Home Insights Exceptions to the stay on the exercise of 'ipso facto' provisions

Exceptions to the stay on the exercise of 'ipso facto' provisions

On 21 June 2018, Commonwealth regulations have been made providing for a range of contracts to be excluded from the stay on the exercise of 'ipso facto' provisions.

A number of these exceptions are important to public private partnerships, infrastructure projects over $1 billion, infrastructure financed using project finance and projects in the public health, national defence and critical government ICT sectors.

Need to know:

  • The ipso facto stay provisions will take effect on 1 July 2018. Unless one of the exclusions apply, these provisions will have wide ranging effect on all contracts, agreement, or arrangements entered into on or after 1 July 2018.
  • The Corporations Amendment (Stay on Enforcing Certain Rights) Regulations 2018 (Regulations) specify types of contracts which will be excluded from the ipso facto stay provisions.


From 1 July 2018, amendments to the Corporations Act 2001 (Cth) will come into effect which stay the enforcement of ipso facto clauses in a contract.

What are ipso facto clauses?

The term ‘ipso facto’ is generally used to describe a clause in a contract which allows one party to terminate a contract on the basis of a proscribed insolvency event occurring, such as the company entering into voluntary administration or receivership.

Numerous types of contracts contain clauses of this nature, but construction, supply, operation and maintenance contracts are among the most common examples.

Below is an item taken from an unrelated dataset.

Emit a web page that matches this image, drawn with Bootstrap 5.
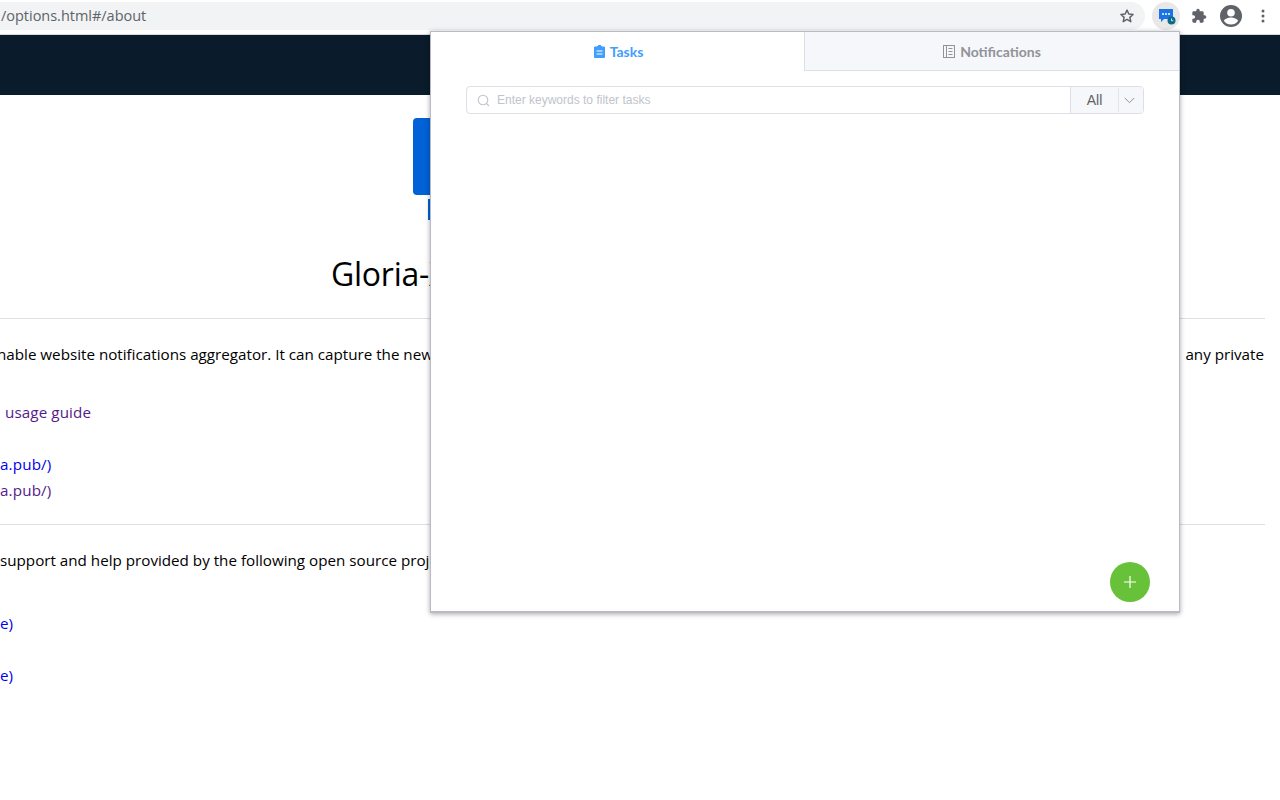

The amendments impose a stay on the exercise of a right to terminate a contract merely as a consequence of:

  • the appointment of a voluntary administrator;
  • the appointment of a receiver or controller; or
  • the proposal of a scheme of arrangement.

Other termination rights which may exist are not disrupted and parties will continue to be able to terminate contracts on other grounds, such as default in payment or non-performance. The insolvent counterparty must be able to continue to perform the contract regardless of the insolvency event.

The period covered by the stay will vary depending on the type of insolvency process, but will generally commence on the date the company comes under external administration and end on the date when the administration or receivership ends, in accordance with a court order or when the company is wound up.

What are the exceptions most relevant to infrastructure projects?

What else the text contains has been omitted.